‘It is an industrial economy roadmap’

Dar es Salaam. The business community and economic analysts have hailed the 2019/20 national budget tabled in parliament yesterday, saying it will pave the way for attainment of industrial economy.

Some have, however, raised concern over the government’s decision to retain the VAT on local goods whose abolition they advocated for months.

The Tanzania Chamber of Commerce for Industries and Agriculture (TCCIA) vice president for industries Octavian Mshiu says the budget aimed to protect local industries and markets.

He said it was good that the budget has mainly focused on reducing cumbersome charges, fees, duties and taxes which have stifled local industrial operations and the markets.

Regulatory environment

He added that the government’s pledge to start implementing a blueprint prepared to improve business regulatory environment will change things around.

“I heard about the introduction of a special window at the Tanzania Revenue Authority (TRA) for traders to give their opinions. This proves that the government wants to listen and solve challenges facing the business community,” he said.

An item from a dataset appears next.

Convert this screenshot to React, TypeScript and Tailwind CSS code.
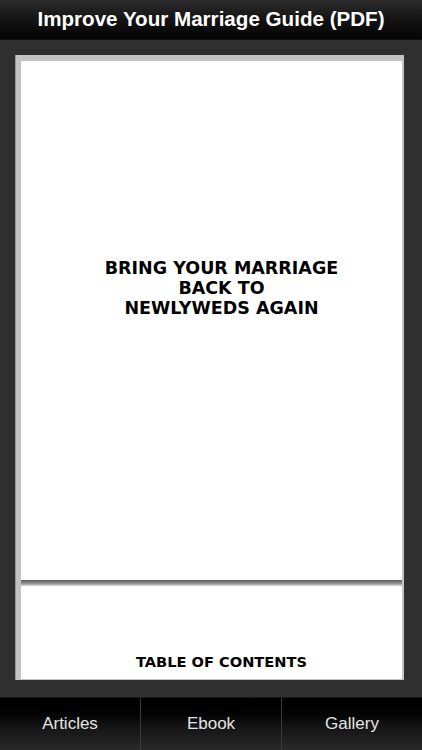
import React from 'react'

const tabs = ['Articles', 'Ebook', 'Gallery']

const App: React.FC = () => {
  return (
    <div className="w-[422px] h-[750px] flex flex-col overflow-hidden bg-[#2e2e2e] font-['Liberation_Sans',Arial,sans-serif]">
      <header className="h-[40px] flex-shrink-0 flex items-center justify-center bg-gradient-to-b from-[#2c2c2c] via-[#141414] to-[#050505] border-b border-[#111]">
        <h1 className="text-white text-[20.6px] font-bold tracking-[0px]">Improve Your Marriage Guide (PDF)</h1>
      </header>

      <main className="h-[657px] flex-shrink-0 pt-[15px] pl-[15px] pr-[18px] pb-[17px] bg-[#2f2f2f]">
        <div className="h-full flex flex-col bg-[#c3c3c3] pl-[5px] pt-[6px] pr-[2px] pb-[1px] overflow-hidden border-l border-[#9a9a9a]">
          <div className="h-[519px] flex-shrink-0 bg-white flex flex-col items-center justify-center pl-[20px] pb-[66px] font-['DejaVu_Sans',Verdana,sans-serif] font-bold text-black text-[17.5px] leading-[20px] text-center">
            <p>BRING YOUR MARRIAGE</p>
            <p>BACK TO</p>
            <p>NEWLYWEDS AGAIN</p>
          </div>
          <div className="h-[6px] flex-shrink-0 bg-gradient-to-b from-[#5a5a5a] via-[#8a8a8a] to-[#d8d8d8]" />
          <div className="flex-1 bg-white flex flex-col items-center justify-end pl-[20px] pb-[9px]">
            <p className="font-['DejaVu_Sans',Verdana,sans-serif] font-bold text-black text-[14.6px] leading-[16px]">TABLE OF CONTENTS</p>
          </div>
        </div>
      </main>

      <nav className="flex-1 flex bg-gradient-to-b from-[#000] via-[#121212] to-[#2a2a2a] border-t border-[#1a1a1a]">
        {tabs.map((t, i) => (
          <div
            key={t}
            className={`flex-1 flex items-center justify-center text-[#e4e4e4] text-[17px] ${i > 0 ? 'border-l border-[#3a3a3a]' : ''}`}
          >
            {t}
          </div>
        ))}
      </nav>
    </div>
  )
}

export default App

Economic analyst and a lecturer at University of Dar es Salaam (UDSM) Dr Omari Mbura said the budget presented a roadmap towards industrial economy.

True government vision

“I see that the government is really focusing on agriculture and industrial developments. The two reflect the true government’s vision of becoming an industrial driven economy country in 2020,” he said.

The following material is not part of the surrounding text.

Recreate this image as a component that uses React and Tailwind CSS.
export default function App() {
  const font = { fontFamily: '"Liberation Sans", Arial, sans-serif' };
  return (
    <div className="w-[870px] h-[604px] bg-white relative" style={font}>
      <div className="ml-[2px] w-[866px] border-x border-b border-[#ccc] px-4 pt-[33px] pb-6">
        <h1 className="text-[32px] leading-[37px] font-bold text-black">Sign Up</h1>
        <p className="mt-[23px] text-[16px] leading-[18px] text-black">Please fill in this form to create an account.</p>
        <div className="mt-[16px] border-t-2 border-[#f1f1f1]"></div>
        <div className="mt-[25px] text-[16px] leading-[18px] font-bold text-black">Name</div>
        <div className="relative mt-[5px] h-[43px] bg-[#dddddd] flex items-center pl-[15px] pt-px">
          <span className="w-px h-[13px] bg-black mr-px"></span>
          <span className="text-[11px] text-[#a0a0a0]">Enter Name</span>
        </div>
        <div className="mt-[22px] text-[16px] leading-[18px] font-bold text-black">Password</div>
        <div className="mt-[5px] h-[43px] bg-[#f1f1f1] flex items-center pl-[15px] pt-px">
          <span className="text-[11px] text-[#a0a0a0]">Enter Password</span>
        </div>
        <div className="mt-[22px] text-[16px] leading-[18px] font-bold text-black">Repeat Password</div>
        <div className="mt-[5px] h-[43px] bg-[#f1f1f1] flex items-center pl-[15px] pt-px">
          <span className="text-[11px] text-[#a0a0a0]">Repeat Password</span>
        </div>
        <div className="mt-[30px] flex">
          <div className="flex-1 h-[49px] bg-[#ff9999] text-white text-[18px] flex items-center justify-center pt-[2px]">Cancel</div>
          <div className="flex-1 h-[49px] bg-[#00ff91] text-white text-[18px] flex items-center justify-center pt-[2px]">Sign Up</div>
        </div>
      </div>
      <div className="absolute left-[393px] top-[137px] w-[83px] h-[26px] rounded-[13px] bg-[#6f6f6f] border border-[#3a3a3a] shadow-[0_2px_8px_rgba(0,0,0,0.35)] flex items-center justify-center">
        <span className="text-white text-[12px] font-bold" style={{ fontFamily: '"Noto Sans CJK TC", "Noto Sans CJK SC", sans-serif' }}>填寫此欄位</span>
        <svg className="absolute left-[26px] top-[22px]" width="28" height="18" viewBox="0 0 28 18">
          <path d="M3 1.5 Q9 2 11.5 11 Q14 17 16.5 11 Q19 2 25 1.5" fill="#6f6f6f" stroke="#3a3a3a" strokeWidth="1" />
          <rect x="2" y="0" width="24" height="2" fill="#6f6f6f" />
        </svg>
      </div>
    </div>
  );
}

According to him, the emission of various fees, charges and taxes for industry and agriculture sectors as were a major step to industrial economy.

He praised the budget for widening the tax base and reduce the burden of small group like manufacturers.

“I am positive that if operation costs will be down, prices of our locally produced goods would also go down. This will help our manufacturer to access local and East African markets,” he said.

The secretary general for Association of Tanzania Business Community, Abdallah Mwinyi also hailed the budget for introducing reforms on taxation and regulatory measures, saying it will help to improve business environment and encourage establishment of local industries.

He said the measures will relieve consumers and increase employment opportunities.

He was however pessimistic on the decision to retain VAT on local goods as well as continuing to give the ports powers to decide on the taxes on imported goods.

The business community feels that the Ports Valuation Act gave too much powers to the Port Valuers decide on payments to be paid by importers ranging between Sh1 to Sh100, saying the law has created a loophole for corruption.

Stifling business

He stressed that the exorbitant taxes and numerous regulatory measures were stifling the business community.

“We are also happy with the government’s decision to start implementing the business blueprint which, according to Dr Mpango will commence in July 1, this year, and after that we will be in a better position to understand the new reforms,” he said.

He expressed worries over government’s decision to retain the VAT on local goods, saying the community had for months been advocating for its abolition.

According, they had proposed for retention of VAT only on imported goods, airports, borders and industries where goods are produced but wanted them abolished on goods that are sold locally because they increased consumer price.